Kegiatan tersebut dihadiri langsung oleh Pimpinan Yayasan La Rimpu, Prof. Abdul Wahid. Dalam sambutannya, ia mengungkapkan bahwa pentingnya perempuan untuk maju menjadi aktor dalam memberikan peran-peran sosial dan membangun upaya perdamaian.
“Kita sudah harus berpikir think globally, bahwa peran perempuan sebagai aktor penggerak (ato rawi) sudah menjadi kesadaran dunia. Oleh karena itu, La Rimpu mengajak kita semua ini untuk terlibat menggerakkan dan maju menjadi agen perdamaian yang grinta artinya tupa ra loa”. Pesan Guru Besar Antropologi Agama UIN Mataram ini.
Selain itu, hadir melalui daring, Direktur Yayasan La Rimpu, Prof. Atun Wardatun. Dalam sambutannya ia menekankan pentingnya peran fasilitator desa ini untuk terus mengawal program dan membangun upaya dialog dalam upaya membangun desa damai.

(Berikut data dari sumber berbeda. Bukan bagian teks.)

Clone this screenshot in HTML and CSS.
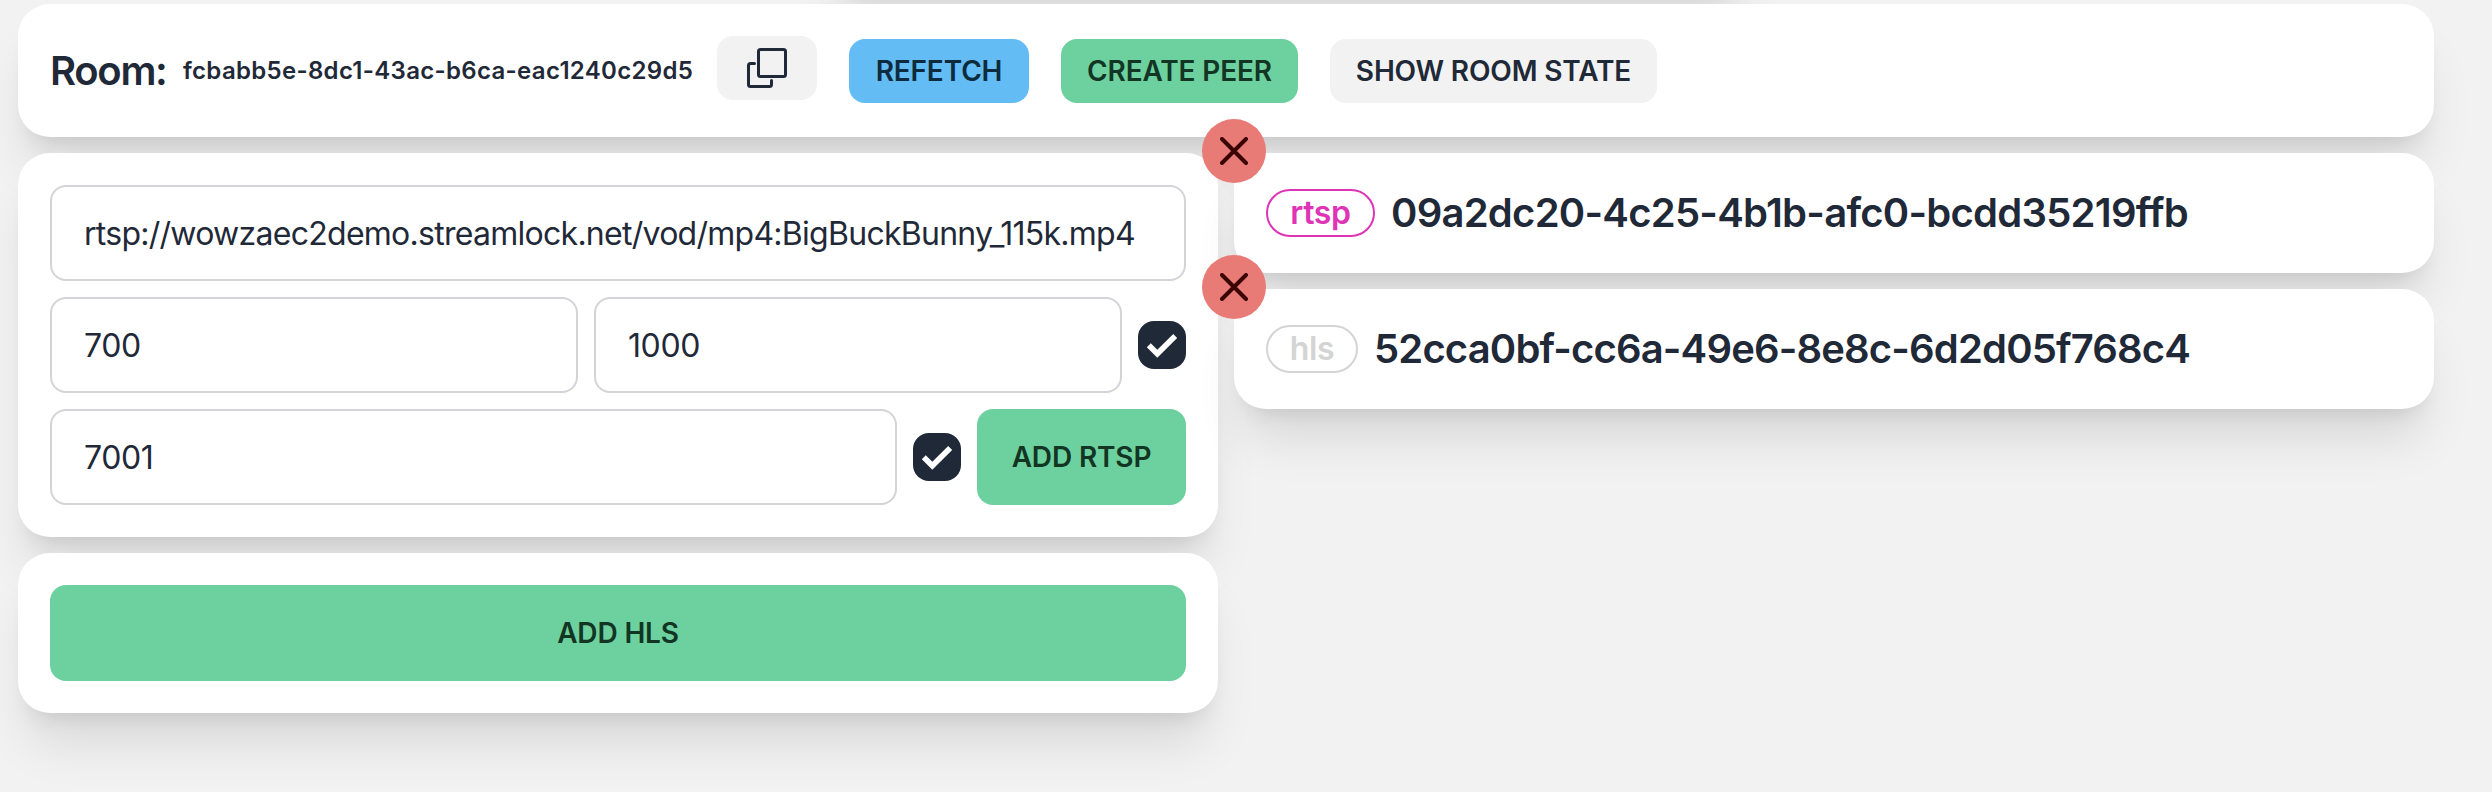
FILE: index.html
```html
<!DOCTYPE html>
<html lang="en">
<head>
<meta charset="utf-8">
<title>Room</title>
<link rel="stylesheet" href="styles.css">
</head>
<body>
<main class="page">
  <div class="card navbar"></div>
  <header class="card room">
    <h1 class="room-title">Room:</h1>
    <span class="room-id">fcbabb5e-8dc1-43ac-b6ca-eac1240c29d5</span>
    <button class="btn btn-copy" aria-label="Copy">
      <svg class="icon-copy" viewBox="0 0 40 40"><rect x="11.5" y="1.5" width="27" height="27" rx="2"/><path d="M7.5 15.500H3.500a2 2 0 0 0-2 2V36.500a2 2 0 0 0 2 2H22.500a2 2 0 0 0 2-2V32.500"/></svg>
    </button>
    <button class="btn btn-info">REFETCH</button>
    <button class="btn btn-success btn-create">CREATE PEER</button>
    <button class="btn btn-state">SHOW ROOM STATE</button>
  </header>
  <div class="columns">
    <section class="column">
      <div class="card form">
        <div class="row"><div class="input"><span class="url">rtsp://wowzaec2demo.streamlock.net/vod/mp4:BigBuckBunny_115k.mp4</span></div></div>
        <div class="row">
          <div class="input"><span class="number">700</span></div>
          <div class="input"><span class="number">1000</span></div>
          <svg class="checkbox" viewBox="0 0 48 48"><path d="M10.800 24.300 L19.300 32.800 L37.200 14.900"/></svg>
        </div>
        <div class="row">
          <div class="input"><span class="number">7001</span></div>
          <svg class="checkbox" viewBox="0 0 48 48"><path d="M10.800 24.300 L19.300 32.800 L37.200 14.900"/></svg>
          <button class="btn btn-success btn-large btn-rtsp">ADD RTSP</button>
        </div>
      </div>
      <div class="card form">
        <button class="btn btn-success btn-large">ADD HLS</button>
      </div>
    </section>
    <section class="column">
      <article class="card component">
        <button class="close" aria-label="Remove"><svg class="icon-close" viewBox="0 0 28 28"><path d="M2 2 26 26M26 2 2 26"/></svg></button>
        <span class="badge badge-rtsp">rtsp</span>
        <span class="component-id id-rtsp">09a2dc20-4c25-4b1b-afc0-bcdd35219ffb</span>
      </article>
      <article class="card component">
        <button class="close" aria-label="Remove"><svg class="icon-close" viewBox="0 0 28 28"><path d="M2 2 26 26M26 2 2 26"/></svg></button>
        <span class="badge badge-hls">hls</span>
        <span class="component-id id-hls">52cca0bf-cc6a-49e6-8e8c-6d2d05f768c4</span>
      </article>
    </section>
  </div>
</main>
</body>
</html>
```

FILE: styles.css
```css
* { box-sizing: border-box; }
body {
  margin: 0;
  height: 792px;
  overflow: hidden;
  background: #f2f2f2;
  color: #1f2937;
  font-family: Inter, "Liberation Sans", sans-serif;
}
.page {
  display: flex;
  flex-direction: column;
  gap: 16px;
  width: 2416px;
  margin-left: 18px;
}
.card {
  background: #fff;
  border-radius: 32px;
  box-shadow: 0 40px 50px -10px rgba(0, 0, 0, .1), 0 16px 20px -12px rgba(0, 0, 0, .1);
}
.navbar {
  width: 918px;
  height: 96px;
  margin-top: -108px;
  margin-left: 812px;
}
.room {
  display: flex;
  height: 133px;
  padding: 32px;
  align-items: flex-start;
}
.room-title {
  width: 133px;
  margin: 7px 0 0;
  font-size: 40px;
  line-height: 56px;
  font-weight: 600;
  letter-spacing: -1.3px;
}
.room-id {
  width: 534px;
  margin-top: 17px;
  font-size: 24px;
  line-height: 36px;
  font-weight: 600;
  letter-spacing: .31px;
  white-space: nowrap;
}
.btn {
  display: flex;
  align-items: center;
  justify-content: center;
  height: 64px;
  margin: 3px 0 0;
  padding: 0;
  border: 0;
  border-radius: 16px;
  background: #f2f2f2;
  color: #1f2937;
  font: 600 28px/28px Inter, "Liberation Sans", sans-serif;
  letter-spacing: -.15px;
  white-space: nowrap;
}
.btn-copy { width: 100px; margin-top: 0; }
.icon-copy {
  width: 40px;
  height: 40px;
  fill: none;
  stroke: #1f2937;
  stroke-width: 3;
  stroke-linecap: round;
  stroke-linejoin: round;
}
.btn-info { width: 180px; margin-left: 32px; background: #63bcf3; color: #0c2b3f; }
.btn-success { background: #6dd19f; color: #123524; }
.btn-create { width: 237px; margin-left: 32px; }
.btn-state { width: 327px; margin-left: 32px; }
.columns { display: grid; grid-template-columns: repeat(2, minmax(0, 1fr)); gap: 16px; }
.column { display: flex; flex-direction: column; gap: 16px; }
.form { display: flex; flex-direction: column; gap: 16px; padding: 32px; }
.row { display: flex; align-items: center; gap: 16px; }
.input {
  flex: 1 1 0;
  display: flex;
  align-items: center;
  height: 96px;
  padding: 0 32px;
  border: 2px solid #d2d4d7;
  border-radius: 16px;
  font-size: 32px;
  white-space: nowrap;
}
.url { letter-spacing: -.73px; }
.number { letter-spacing: -.4px; }
.checkbox {
  width: 48px;
  height: 48px;
  border-radius: 16px;
  background: #1f2937;
  fill: none;
  stroke: #fff;
  stroke-width: 5.6;
}
.btn-large { height: 96px; margin: 0; }
.btn-rtsp { width: 209px; }
.component {
  position: relative;
  display: flex;
  align-items: center;
  gap: 16px;
  height: 120px;
  padding: 0 32px;
}
.close {
  position: absolute;
  left: -32px;
  top: -34px;
  display: flex;
  align-items: center;
  justify-content: center;
  width: 64px;
  height: 64px;
  padding: 0;
  border: 0;
  border-radius: 50%;
  background: #e87b76;
}
.icon-close { width: 28px; height: 28px; stroke: #3b0403; stroke-width: 4; stroke-linecap: round; }
.badge {
  display: flex;
  align-items: center;
  justify-content: center;
  height: 48px;
  border: 2px solid;
  border-radius: 24px;
  font-size: 32px;
  line-height: 40px;
  font-weight: 600;
  letter-spacing: -.4px;
}
.badge-rtsp { width: 109px; color: #de34b5; }
.badge-hls { width: 92px; color: #d4d4d4; }
.component-id { font-size: 40px; line-height: 56px; font-weight: 600; white-space: nowrap; }
.id-rtsp { letter-spacing: -.75px; }
.id-hls { letter-spacing: -.84px; }
```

“Kegiatan ini merupakan bentuk kepedulian civil society untuk membangun upaya damai dan menjaga stabilitas bangsa dan negara dalam lokus terkecil yakni di Kabupaten Bima ini. Tadi malam saya kembali membaca berita bahwa terjadi lagi konflik antar desa di Penapali dan Dadibou. Mulai daru kita sendirilah yang harus membangun upaya damai itu”. Cetus Peraih Perempuan Inspirasi Kabupaten Bima 2018 ini.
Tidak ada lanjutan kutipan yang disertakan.